Information supplied:
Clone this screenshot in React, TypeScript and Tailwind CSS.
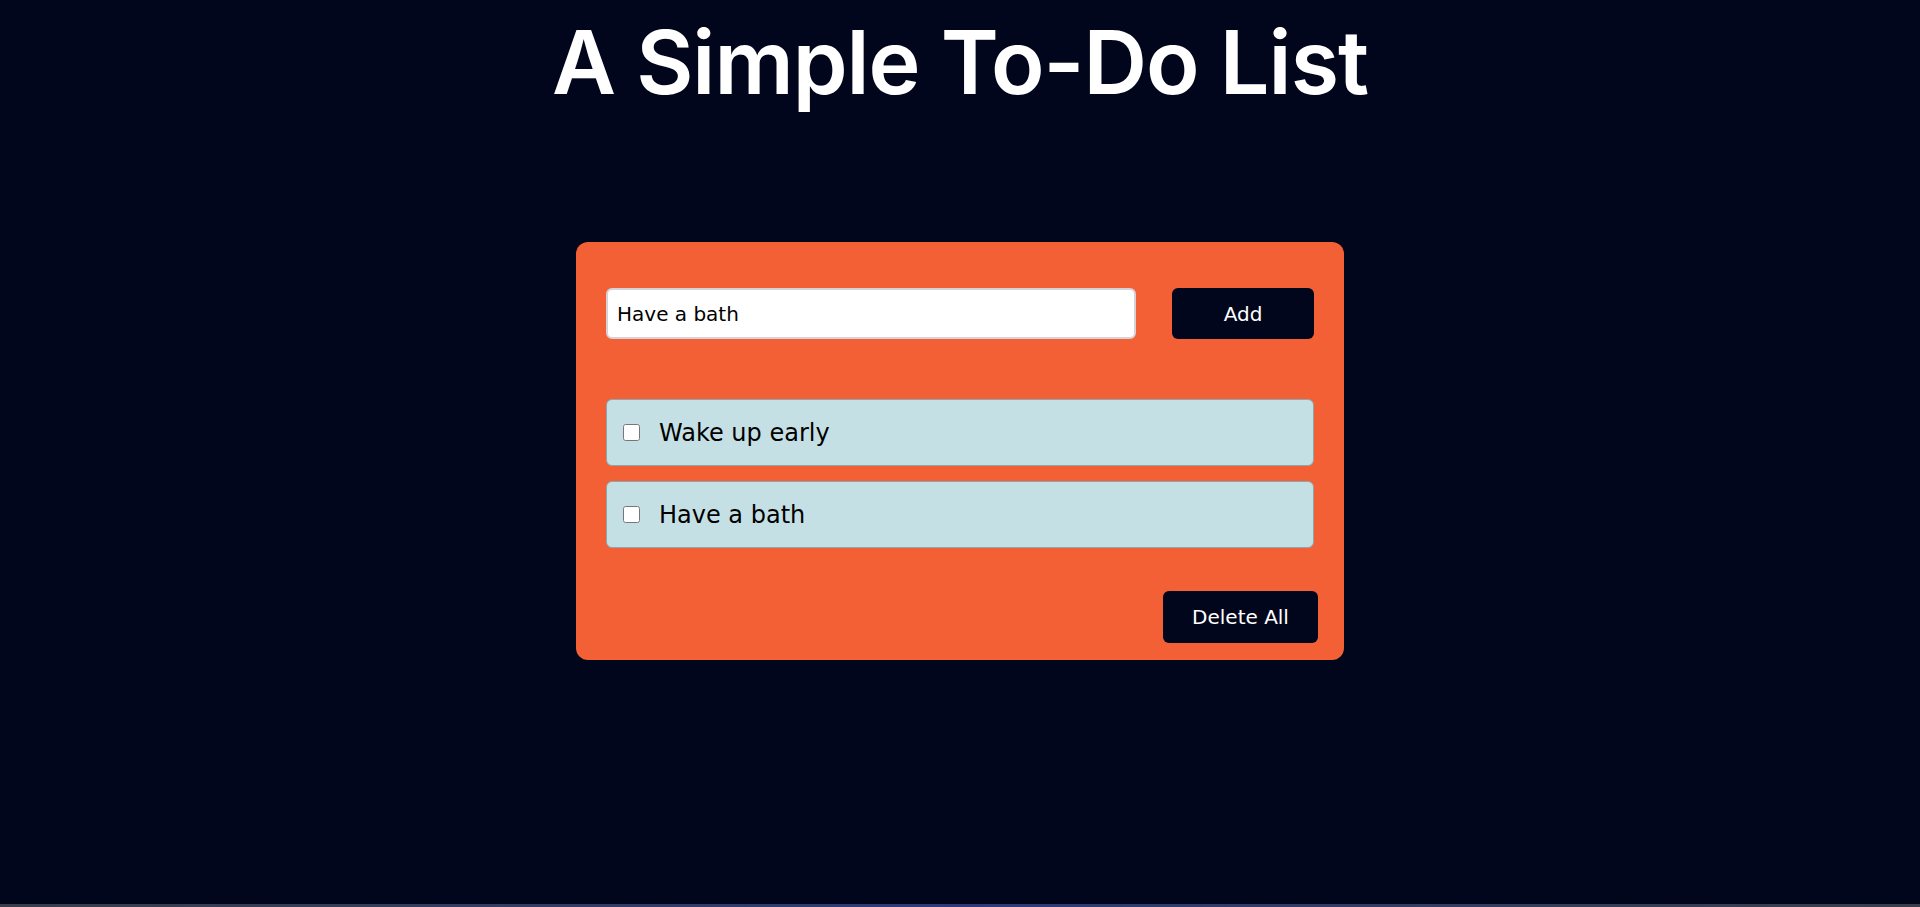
import React, { useState } from 'react';

const initialTodos = ['Wake up early', 'Have a bath'];

export default function App() {
  const [text, setText] = useState('Have a bath');
  const [todos, setTodos] = useState<string[]>(initialTodos);
  const [done, setDone] = useState<Record<number, boolean>>({});

  const addTodo = () => {
    if (!text.trim()) return;
    setTodos((prev) => [...prev, text.trim()]);
  };

  return (
    <div className="flex h-screen min-h-[907px] flex-col bg-[#01061c] font-['DejaVu_Sans',sans-serif]">
      <div className="flex-1">
        <h1 className="pt-[12px] text-center font-['Inter',sans-serif] text-[88px] leading-[100px] font-semibold tracking-[-1px] text-white">
          A Simple To-Do List
        </h1>

        <div className="mx-auto mt-[130px] w-[768px] rounded-[12px] bg-[#f46036] px-[30px] pt-[46px] pb-[17px]">
          <div className="flex items-center justify-between">
            <input
              type="text"
              value={text}
              onChange={(e) => setText(e.target.value)}
              className="h-[51px] w-[530px] rounded-[6px] border-2 border-[#d4d4d8] bg-white px-[9px] text-[20px] text-black outline-none"
            />
            <button
              type="button"
              onClick={addTodo}
              className="h-[51px] w-[142px] rounded-[6px] bg-[#01061c] text-[20px] text-white"
            >
              Add
            </button>
          </div>

          <ul className="mt-[60px] flex flex-col gap-[15px]">
            {todos.map((todo, i) => (
              <li
                key={i}
                className="flex h-[67px] items-center gap-[19px] rounded-[6px] border border-[#8fa6ab] bg-[#c5e0e5] pl-[16px]"
              >
                <input
                  type="checkbox"
                  checked={!!done[i]}
                  onChange={() => setDone((prev) => ({ ...prev, [i]: !prev[i] }))}
                  className="h-[17px] w-[17px]"
                />
                <span className="text-[24px] text-black">{todo}</span>
              </li>
            ))}
          </ul>

          <div className="mt-[43px] flex justify-end pr-[-4px]">
            <button
              type="button"
              onClick={() => setTodos([])}
              className="-mr-[4px] h-[52px] w-[155px] rounded-[6px] bg-[#01061c] text-[20px] text-white"
            >
              Delete All
            </button>
          </div>
        </div>
      </div>
      <div className="h-[3px] bg-gradient-to-r from-[#3b3e4a] via-[#2e3a78] to-[#3b3e4a]" />
    </div>
  );
}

Short exercise:
Restate the data above word for word. Do not include the images.

Full answer:
Clone this screenshot in React, TypeScript and Tailwind CSS.
import React, { useState } from 'react';

const initialTodos = ['Wake up early', 'Have a bath'];

export default function App() {
  const [text, setText] = useState('Have a bath');
  const [todos, setTodos] = useState<string[]>(initialTodos);
  const [done, setDone] = useState<Record<number, boolean>>({});

  const addTodo = () => {
    if (!text.trim()) return;
    setTodos((prev) => [...prev, text.trim()]);
  };

  return (
    <div className="flex h-screen min-h-[907px] flex-col bg-[#01061c] font-['DejaVu_Sans',sans-serif]">
      <div className="flex-1">
        <h1 className="pt-[12px] text-center font-['Inter',sans-serif] text-[88px] leading-[100px] font-semibold tracking-[-1px] text-white">
          A Simple To-Do List
        </h1>

        <div className="mx-auto mt-[130px] w-[768px] rounded-[12px] bg-[#f46036] px-[30px] pt-[46px] pb-[17px]">
          <div className="flex items-center justify-between">
            <input
              type="text"
              value={text}
              onChange={(e) => setText(e.target.value)}
              className="h-[51px] w-[530px] rounded-[6px] border-2 border-[#d4d4d8] bg-white px-[9px] text-[20px] text-black outline-none"
            />
            <button
              type="button"
              onClick={addTodo}
              className="h-[51px] w-[142px] rounded-[6px] bg-[#01061c] text-[20px] text-white"
            >
              Add
            </button>
          </div>

          <ul className="mt-[60px] flex flex-col gap-[15px]">
            {todos.map((todo, i) => (
              <li
                key={i}
                className="flex h-[67px] items-center gap-[19px] rounded-[6px] border border-[#8fa6ab] bg-[#c5e0e5] pl-[16px]"
              >
                <input
                  type="checkbox"
                  checked={!!done[i]}
                  onChange={() => setDone((prev) => ({ ...prev, [i]: !prev[i] }))}
                  className="h-[17px] w-[17px]"
                />
                <span className="text-[24px] text-black">{todo}</span>
              </li>
            ))}
          </ul>

          <div className="mt-[43px] flex justify-end pr-[-4px]">
            <button
              type="button"
              onClick={() => setTodos([])}
              className="-mr-[4px] h-[52px] w-[155px] rounded-[6px] bg-[#01061c] text-[20px] text-white"
            >
              Delete All
            </button>
          </div>
        </div>
      </div>
      <div className="h-[3px] bg-gradient-to-r from-[#3b3e4a] via-[#2e3a78] to-[#3b3e4a]" />
    </div>
  );
}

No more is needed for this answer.